Just like selection sort, insertion sort maintains a sorted and an unsorted portion of the list. Initially the sorted portion is of length zero. Each iteration of the algorithm takes the first element in the unsorted portion and inserts it into the correct location in the sorted portion.

 Best Complexity $$O(n)$$ Average Complexity $$O(n^2)$$ Worst Complexity $$O(n^2)$$ Memory Usage In-place ($$O(n)$$) Stability Stable

#### Implementation

def insertion_sort(list):
for i in range(len(list)):
for j in range(i, 0, -1):
if list[j] < list[j - 1]:
list[j], list[j - 1] = list[j - 1], list[j]
else:
break
return list


### Shellsort

#### Overview

Shellsort repeatedly applies another sorting algorithm (usually insertion sort) to subsections of the list.
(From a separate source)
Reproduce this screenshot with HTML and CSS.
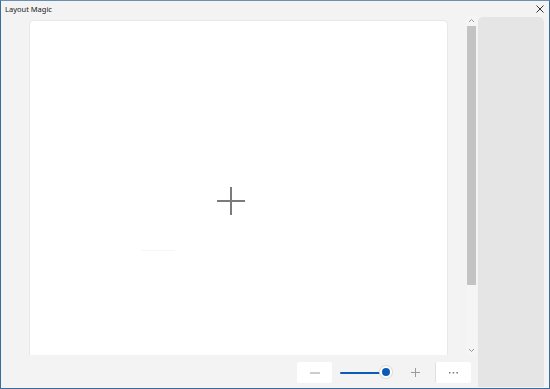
FILE: index.html
```html
<!DOCTYPE html>
<html>
  <head>
    <title>Layout Magic</title>
    <link rel="stylesheet" href="styles.css">
  </head>
  <body>
    <div class="window">
      <div class="titlebar">
        <span class="title">Layout Magic</span>
        <svg class="close" width="8" height="8" viewBox="0 0 8 8">
          <path d="M0.5 0.5 L7.5 7.5 M7.5 0.5 L0.5 7.5" stroke="#333" stroke-width="1" fill="none"/>
        </svg>
      </div>
      <div class="main">
        <div class="workspace">
          <div class="canvas-row">
            <div class="canvas">
              <svg class="add" width="30" height="30" viewBox="0 0 30 30">
                <path d="M15 1 V29 M1 15 H29" stroke="#7b7b7b" stroke-width="2" fill="none"/>
              </svg>
              <div class="ghost-line"></div>
            </div>
            <div class="scrollbar">
              <svg class="arrow" width="7" height="5" viewBox="0 0 7 5">
                <path d="M1 4 L3.5 1.5 L6 4" stroke="#9a9a9a" stroke-width="1" fill="none"/>
              </svg>
              <div class="thumb"></div>
              <svg class="arrow" width="7" height="5" viewBox="0 0 7 5">
                <path d="M1 1 L3.5 3.5 L6 1" stroke="#9a9a9a" stroke-width="1" fill="none"/>
              </svg>
            </div>
          </div>
          <div class="toolbar">
            <div class="btn">
              <svg width="10" height="2" viewBox="0 0 10 2"><path d="M0 1 H10" stroke="#9a9a9a" stroke-width="1"/></svg>
            </div>
            <div class="slider">
              <div class="track"></div>
              <div class="knob"></div>
            </div>
            <div class="btn flat">
              <svg width="9" height="9" viewBox="0 0 9 9"><path d="M4.5 0 V9 M0 4.5 H9" stroke="#9a9a9a" stroke-width="1"/></svg>
            </div>
            <div class="sep"></div>
            <div class="btn">
              <svg width="9" height="2" viewBox="0 0 9 2">
                <rect x="0" y="0" width="1.5" height="1.5" fill="#777"/>
                <rect x="3.7" y="0" width="1.5" height="1.5" fill="#777"/>
                <rect x="7.4" y="0" width="1.5" height="1.5" fill="#777"/>
              </svg>
            </div>
          </div>
        </div>
        <div class="panel"></div>
      </div>
    </div>
  </body>
</html>
```

FILE: styles.css
```css
html, body {
  margin: 0;
  height: 100%;
}

body {
  font-family: "Noto Sans", "Liberation Sans", sans-serif;
  background-color: #f3f3f3;
}

.window {
  box-sizing: border-box;
  width: 550px;
  height: 389px;
  border: 1px solid #3b6d9c;
  border-top-color: #6a8fb3;
  background-color: #f3f3f3;
  display: flex;
  flex-direction: column;
}

.titlebar {
  height: 15px;
  display: flex;
  align-items: center;
  justify-content: space-between;
  padding: 0 5px 0 4px;
}

.title {
  font-size: 7.5px;
  color: #1a1a1a;
  margin-top: 1px;
}

.close {
  margin-top: 1px;
}

.main {
  flex: 1;
  display: flex;
}

.workspace {
  flex: 1;
  display: flex;
  flex-direction: column;
  padding-top: 4px;
}

.canvas-row {
  display: flex;
  height: 335px;
}

.canvas {
  box-sizing: border-box;
  width: 419px;
  margin-left: 28px;
  background-color: #ffffff;
  border: 1px solid #e8e8e8;
  border-bottom: none;
  border-radius: 5px 5px 0 0;
  padding: 165px 0 0 186px;
  display: flex;
  flex-direction: column;
  align-items: flex-start;
}

.ghost-line {
  width: 34px;
  height: 1px;
  margin: 34px 0 0 -75px;
  background-color: #f6f6f6;
}

.scrollbar {
  width: 11px;
  margin-left: 18px;
  margin-top: -4px;
  display: flex;
  flex-direction: column;
  align-items: center;
  background-color: #f5f5f5;
}

.arrow {
  margin: 2px 0 2px;
}

.thumb {
  width: 9px;
  height: 259px;
  margin-top: 1px;
  background-color: #c3c3c3;
}

.scrollbar .arrow:last-child {
  margin-top: auto;
  margin-bottom: 2px;
}

.toolbar {
  display: flex;
  align-items: center;
  justify-content: flex-end;
  padding-right: 7px;
  margin-top: 7px;
}

.btn {
  width: 35px;
  height: 21px;
  background-color: #ffffff;
  border-radius: 2px;
  display: flex;
  align-items: center;
  justify-content: center;
}

.btn.flat {
  width: 40px;
  background-color: transparent;
}

.slider {
  position: relative;
  width: 55px;
  height: 21px;
  margin-left: 8px;
  display: flex;
  align-items: center;
}

.track {
  width: 46px;
  height: 2px;
  border-radius: 1px;
  background-color: #0a5bb5;
}

.knob {
  position: absolute;
  left: 40px;
  top: 4px;
  box-sizing: border-box;
  width: 12px;
  height: 12px;
  border-radius: 50%;
  background-color: #0a5bb5;
  border: 2px solid #ffffff;
  box-shadow: 0 0 0 1px #dcdcdc;
}

.sep {
  width: 1px;
  height: 19px;
  background-color: #e0e0e0;
}

.panel {
  width: 66px;
  margin: 1px 5px 1px 0;
  background-color: #e5e5e5;
  border-radius: 5px 5px 0 0;
}
```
The subsections are defined by a gap sequence. Let's say our list is [x1, x2, x3, x4, x5, x6, x7] and our gap sequence is [3, 1]. In the first pass, Shellsort would have a gap of 3 and therefore sort [x1, x4, x7]. In the second pass, Shellsort would have a gap of 1 and sort [x1, x2, x3, x4, x5, x6, x7] (the entire list).

 Best Complexity Depends on gap sequence Average Complexity Depends on gap sequence Worst Complexity Depends on gap sequence Memory Usage In-place ($$O(n)$$) Stability Unstable

#### Implementation

The following function uses a $$2^k - 1$$ gap sequence. This gap sequence gives the algorithm a complexity of $$O(n)$$.

def shellsort(list):
gaps = [2**k - 1 for k in range(1, int(math.log(len(list) + 1) /
math.log(2)))]
for gap in reversed(gaps):
for i in range(0, len(list), gap):
for j in range(i, 0, -gap):
if list[j] < list[j - gap]:
list[j], list[j - gap] = list[j - gap], list[j]
else:
break

return list


### Mergesort

#### Overview

Mergesort is a divide and conquer algorithm. The algorithm first divides the input into smaller and smaller lists. At the base case (list length = 1) the list is sorted. These sorted sublists are progressively merged until we have sorted the original list.
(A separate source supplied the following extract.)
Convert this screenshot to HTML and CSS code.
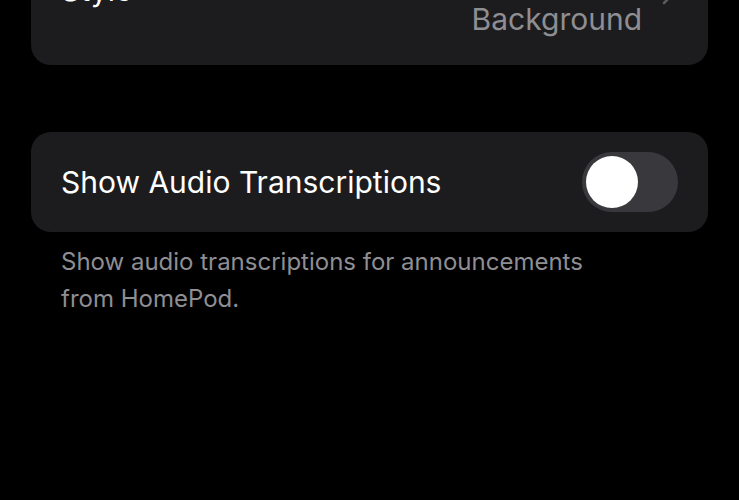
FILE: index.html
```html
<!DOCTYPE html>
<html>
<head>
<meta charset="utf-8">
<link rel="stylesheet" href="styles.css">
</head>
<body>
<div class="page">
  <div class="card card-top">
    <div class="row-style">
      <span class="label">Style</span>
      <div class="value-wrap">
        <span class="value">Background</span>
        <svg class="chevron" width="14" height="24" viewBox="0 0 14 24"><path d="M2 2 L12 12 L2 22" fill="none" stroke="#5a5a5f" stroke-width="2.5" stroke-linecap="round" stroke-linejoin="round"/></svg>
      </div>
    </div>
  </div>

  <div class="card card-toggle">
    <span class="label">Show Audio Transcriptions</span>
    <div class="switch"><div class="knob"></div></div>
  </div>
  <p class="footer">Show audio transcriptions for announcements<br>from HomePod.</p>
</div>
</body>
</html>
```
FILE: styles.css
```css
html, body {
  margin: 0;
  padding: 0;
  background: #000;
}
body {
  font-family: Inter, Roboto, "Liberation Sans", sans-serif;
  -webkit-font-smoothing: antialiased;
}
.page {
  padding: 0 31px;
}
.card {
  background: #1c1c1e;
  border-radius: 20px;
  box-sizing: border-box;
}
.card-top {
  margin-top: -60px;
  height: 125px;
  padding: 0 30px;
}
.row-style {
  display: flex;
  justify-content: space-between;
  align-items: flex-start;
  height: 100%;
}
.label {
  color: #fff;
  font-size: 30px;
  line-height: 36px;
}
.row-style .label {
  margin-top: 32px;
}
.value-wrap {
  display: flex;
  align-items: flex-start;
  gap: 20px;
  margin-top: 61px;
}
.value {
  color: #8e8e93;
  font-size: 30px;
  line-height: 36px;
}
.chevron {
  margin-top: -20px;
  margin-right: 2px;
}
.card-toggle {
  margin-top: 67px;
  height: 100px;
  padding: 0 30px;
  display: flex;
  align-items: center;
  justify-content: space-between;
}
.switch {
  width: 96px;
  height: 60px;
  border-radius: 30px;
  background: #39393d;
  box-sizing: border-box;
  padding: 4px;
  display: flex;
  align-items: center;
}
.knob {
  width: 52px;
  height: 52px;
  border-radius: 50%;
  background: #fff;
}
.footer {
  margin: 11px 0 0;
  padding: 0 30px;
  color: #8e8e93;
  font-size: 24px;
  line-height: 37px;
}
```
 Best Complexity $$O(n\log{}n)$$ Average Complexity $$O(n\log{}n)$$ Worst Complexity $$O(n\log{}n)$$ Memory Usage $$O(n)$$ Stability Stable

#### Implementation

def mergesort(list):
if len(list) < 2:
return list
else:
middle = len(list) / 2
left, right = list[:middle], list[middle:]
sorted_left, sorted_right = mergesort(left), mergesort(right)
return merge(sorted_left, sorted_right)

def merge(list1, list2):
"Combine two sorted lists into one sorted list."
to_return = []
while list1 or list2:
if not list1:
to_return.append(list2.pop(0))
elif not list2:
to_return.append(list1.pop(0))
elif list1[0] < list2[0]:
to_return.append(list1.pop(0))
else:
to_return.append(list2.pop(0))


### Quicksort

#### Overview

Like mergesort, quicksort is a divide and conquer algorithm. In mergesort, the hard part is combining the sublists. In quicksort, the hard part is dividing the list. Quicksort first chooses a pivot. The input is then divided into two parts: one with elements smaller than the pivot and one with elements larger than the pivot.

 Best Complexity $$O(n\log{}n)$$ Average Complexity $$O(n\log{}n)$$ Worst Complexity $$O(n^2)$$ Memory Usage Extra $$O(\log{}n)$$ Stability Stable

Extra memory is required for the stack.

#### Implementation

The following implementation uses the leftmost element as the pivot. Unfortunately, this choice produces worst-case performance on sorted lists. Most implementations will therefore select a different pivot.

def quicksort(list):
if len(list) < 2:
return list
else:
pivot = list[0]
left = [x for x in list[1:] if x <= pivot]
right = [x for x in list[1:] if x > pivot]
return quicksort(left) + [pivot] + quicksort(right)


Note that the implementation makes new lists at each logarithmic step. It's possible to implement quicksort with only $$O(\log{}n)$$ extra memory. See the Hoare partition scheme for an approach that progressively switches elements around a central pivot.